ていねいに教えながら大人が手本を見せることで、コツをつかみやすくなります。一度だけでは分からないこともあるので、何度もお手本を見せてあげましょう。
ポジティブな声かけでやる気アップ
自転車に乗れないうちは、子どもは自転車に対して「怖い」「転ぶと痛い」といったイメージを持っているものです。「早く乗れるようになりたいのに、なかなかうまくいかない」と、焦る子どももいるでしょう。
そこへ大人が「さっきも言ったよ」「どうしてできないの」などと声をかけてしまうと、子どものモチベーションが下がってしまうことに。自転車の練習自体が嫌になってしまうこともあるでしょう。
「ブレーキ、上手になったね」「曲がれるようになってえらいね」など、子どもがポジティブな気持ちで練習できるような声かけをするのがポイント。子どもが楽しくなるように、褒めたり明るく励ましたりしてあげると、自ら進んで練習に取り組むようになります。
体の向きと視線が大切
子どもが「転ぶのが怖い」と思っていると、自然と足元近くの地面を見てしまいがちに。地面や足元ばかり見ているとバランスが取りにくく、蛇行や転倒につながる可能性があるため危険です。
走行練習のコツは、自転車に乗る姿勢と体の向き、そして視線です。体を正面に向け、視線はまっすぐ前を見ていれば、上達が早くなります。
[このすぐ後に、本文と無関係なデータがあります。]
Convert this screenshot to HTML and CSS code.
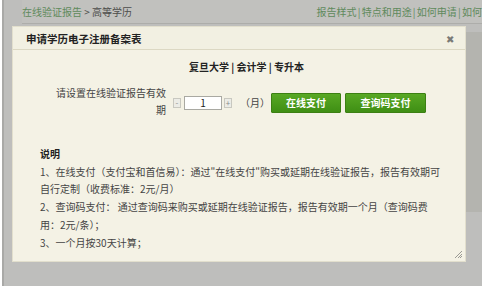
FILE: index.html
```html
<!DOCTYPE html>
<html lang="zh-CN">
<head>
<meta charset="utf-8">
<link rel="stylesheet" href="styles.css">
</head>
<body>
<div class="screen">
  <div class="topbar">
    <div class="crumb"><span class="crumb-link">在线验证报告</span> &gt; 高等学历</div>
    <div class="links">报告样式 | 特点和用途 | 如何申请 | 如何使用</div>
  </div>
  <div class="side-panel"></div>

  <div class="dialog">
    <div class="dialog-head">
      <span class="dialog-title">申请学历电子注册备案表</span>
      <span class="close">✖</span>
    </div>
    <div class="dialog-body">
      <div class="program">复旦大学 | 会计学 | 专升本</div>
      <div class="form-row">
        <div class="label">请设置在线验证报告有效<br>期</div>
        <div class="stepper">
          <span class="step">-</span>
          <span class="num">1</span>
          <span class="step">+</span>
        </div>
        <span class="unit">（月）</span>
        <span class="btn btn-online">在线支付</span>
        <span class="btn btn-code">查询码支付</span>
      </div>
      <div class="notes">
        <div class="notes-title">说明</div>
        <p>1、在线支付（支付宝和首信易）：通过"在线支付"购买或延期在线验证报告，报告有效期可<br>自行定制（收费标准：2元/月）</p>
        <p>2、查询码支付： 通过查询码来购买或延期在线验证报告，报告有效期一个月（查询码费<br>用：2元/条）；</p>
        <p>3、一个月按30天计算；</p>
      </div>
      <span class="grip"></span>
    </div>
  </div>
</div>
</body>
</html>
```

FILE: styles.css
```css
html, body {
  margin: 0;
  padding: 0;
  background: #ffffff;
}
body {
  font-family: "Noto Sans CJK SC", "Noto Sans", sans-serif;
  font-size: 10px;
  color: #333333;
  width: 503px;
  height: 288px;
  overflow: hidden;
}
.screen {
  position: relative;
  margin-left: 2px;
  width: 478px;
  height: 286px;
  background: #bebebc;
  border-left: 2px solid #a9a9a7;
  overflow: hidden;
}
.topbar {
  display: flex;
  justify-content: space-between;
  align-items: center;
  margin-left: 18px;
  width: 500px;
  height: 23px;
  border-bottom: 1px solid #adadaa;
  background: #c1c1be;
  color: #4d4d4b;
  line-height: 23px;
  white-space: nowrap;
}
.crumb-link { color: #5f8a5c; }
.links {
  color: #5f8a5c;
  margin-right: 20px;
  word-spacing: -1px;
}
.side-panel {
  position: absolute;
  left: 462px;
  top: 32px;
  width: 20px;
  height: 180px;
  background: #b4b4af;
}
.dialog {
  position: absolute;
  left: 8px;
  top: 26px;
  width: 452px;
  height: 234px;
  border: 1px solid #e2dfcd;
  background: #f4f2e5;
  display: flex;
  flex-direction: column;
}
.dialog-head {
  display: flex;
  justify-content: space-between;
  align-items: center;
  height: 22px;
  padding: 0 11px 0 13px;
  background: #f2f0e2;
  border-bottom: 1px solid #dcd8c3;
}
.dialog-title {
  font-weight: bold;
  color: #222222;
  font-size: 10.5px;
}
.close {
  font-size: 10px;
  color: #7a7a76;
}
.dialog-body {
  position: relative;
  flex: 1;
  padding: 10px 0 0 0;
}
.program {
  text-align: center;
  padding-left: 15px;
  font-weight: bold;
  color: #222222;
  line-height: 14px;
}
.form-row {
  display: flex;
  align-items: center;
  margin-top: 10px;
  margin-left: 42px;
}
.label {
  width: 111px;
  text-align: right;
  line-height: 17px;
  color: #444444;
}
.stepper {
  display: flex;
  align-items: center;
  margin-left: 7px;
  margin-top: 3px;
}
.step {
  display: inline-flex;
  align-items: center;
  justify-content: center;
  width: 6px;
  height: 8px;
  border: 1px solid #c8c8c0;
  background: #ecece6;
  color: #8a8a8a;
  font-size: 8px;
  line-height: 8px;
}
.num {
  display: inline-flex;
  align-items: center;
  justify-content: center;
  width: 36px;
  height: 12px;
  margin: 0 2px 0 3px;
  border: 1px solid #a9a9a2;
  background: #ffffff;
  color: #222222;
  font-size: 10px;
}
.unit {
  margin-left: 8px;
  margin-top: 3px;
  width: 31px;
  color: #444444;
}
.btn {
  display: inline-flex;
  align-items: center;
  justify-content: center;
  height: 18px;
  border: 1px solid #3c8013;
  border-radius: 1px;
  background: linear-gradient(#58a824, #3f8f14);
  color: #ffffff;
  font-weight: bold;
  margin-top: 3px;
}
.btn-online { width: 68px; }
.btn-code { width: 79px; margin-left: 4px; }
.notes {
  margin: 27px 0 0 27px;
  line-height: 17.7px;
  color: #444444;
  white-space: nowrap;
}
.notes-title {
  font-weight: bold;
  color: #222222;
}
.notes p { margin: 0; }
.grip {
  position: absolute;
  right: 3px;
  bottom: 3px;
  width: 7px;
  height: 7px;
  background: linear-gradient(135deg, transparent 0 45%, #9a9a94 45% 52%, transparent 52% 65%, #9a9a94 65% 72%, transparent 72% 85%, #9a9a94 85% 92%, transparent 92%);
}
```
進行方向に親が立って声をかけたり、目印を置いたりして、子どもが前方を向くように工夫しましょう。
自転車に乗る練習をする際に必要なこと
子どもが自転車で公道を走る前に、対策しておくべきことが2点あります。しっかりと確認しておきましょう。
安全対策
自転車の練習中に転倒すると、状況によってはけがにつながる可能性があります。自転車に慣れておらず、受け身を上手に取れない子どもがけがをしないためにも、必ずヘルメットを着用させましょう。ひじやひざ用のプロテクターを着けると、より安全です。
なお「道路交通法 第63条の11」に「保護者は幼児や児童を自転車に乗せる際には、ヘルメットをかぶらせるように努めなければならない」という旨が明記されています。
安全対策として、公園や河川敷など、人が少なく広い安全な場所で練習することはもちろん、転倒したとき身を守る対策をすることも必要です。
交通ルールを教える
自転車に乗って公道を走れるようになると、子どもの行動範囲が広がります。交通ルールを理解していないと、事故に遭ってけがをする原因にも。
教えてもすぐに理解できなかったり、理解しても言うことを聞かなかったりする子どももいるかもしれません。しかし、本人の安全のためには大人が根気よく教える必要があります。
横断歩道の渡り方や標識の意味などを、公道を一緒に走りながら教えましょう。交通公園の利用も効果的です。
また、子どもが嫌がっても、必ずヘルメットを被るように言い聞かせましょう。自転車の事故では頭部のけがが多いこと、事故に遭ったときヘルメットがないと危険なことを、子どもが理解するまでしっかり説明する必要があります。